Zachary, who is now 4-years-old has gone through extensive testing. For now its been determined he has cystoid macular edema, cysts under his retina which affect his central vision. The Root’s are doing their own trial and currently put drops once-a-day into Zachary’s right eye. If it works in one eye, then both eyes would get the drops. The family goes back at the end of this month for additional testing.
Rachel says in the first 4-years of his life Zachary has been through so much. Yet it is the resiliency of youth and the wonder of the early stages of life which Rachel says have let her son be just like every other kid.
“He happens to be the sweetest, happiest, most even-tempered boy”, says Rachel. “He doesn’t know he’s different. He has a great group of friends. If his cochlear implant falls off, they put it back on for him. He’s had so much therapy and so that’s made him so good being with other people and working with other people. He has a hard time with balance, a hard time on the steps and it can be tough on the playground with other boys. He’s a little more hesitant. But my mom and I joke God may have taken the other “stuff” from Zachary, but made him the sweetest boy ever.”
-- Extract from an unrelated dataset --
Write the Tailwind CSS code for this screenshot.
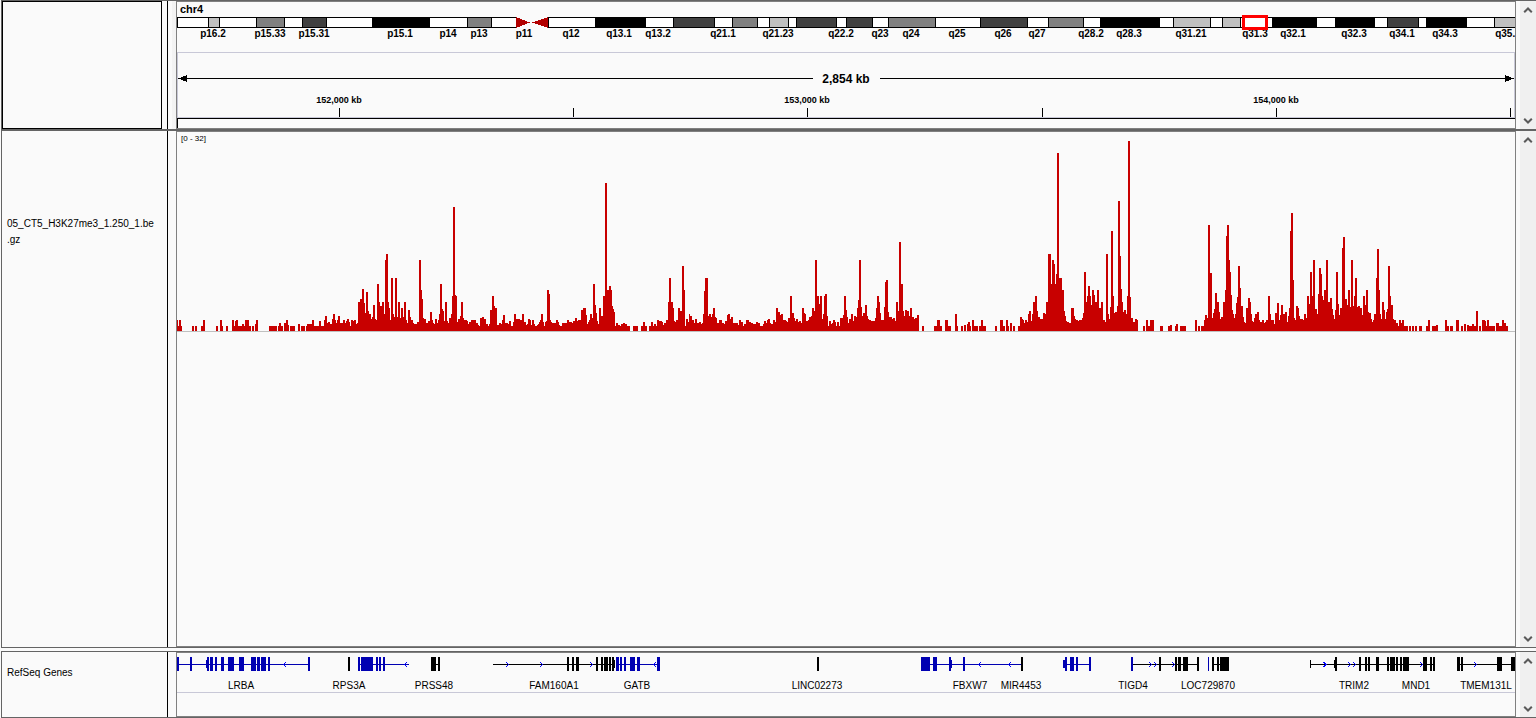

“My older daughter Emily, (10-years-old), has had a hard time with everything. She has no symptoms, never did, but all of this experience has happened to her too. She was also very close with my Dad because he would take her and spend time with her while we ran to all these appointments with Zachary. She did a bake sale at school for Zach. She even brought him into school and explained it all to her class. How she explained it and how accurate it was, was amazing. She was heartbroken when she learned Zach might go blind.”
“My husband and I have become animals when it comes to fundraising and raising awareness about Usher Syndrome. We say it all the time, we will stop at nothing for this little boy. People say you are amazing – we say it’s our kid – we put on a great face – but we are scared, it’s scary. When my dad died the hardest part for me was there was nothing I could do. I had to just take it and accept it. But with Zachy, I can do something.”
As with any challenge in life there are lessons to be learned, perspective to be gained, and a sharing and caring which comes out of all you have experienced and the vision of a long road ahead.
Rachel says she has gained so much perspective: “I think the thing I learned the most is as bad as you feel in the initial moment, it has to get better and it does. My mom, my dad, the usher syndrome, the unknown is scarier then the known. As bad as it is, it’s going to get better. You don’t live in the anxiety part forever. It’s not as scary once you have all the facts. I still have my moments, but it gets better.”Many researchers are confident that in Zach’s lifetime he will be able to see again and there will be a cure. The Root family hopes that vision comes true. In the meantime, they await Zach’s next vision test, and their never-ending quest to see a bright future for their son.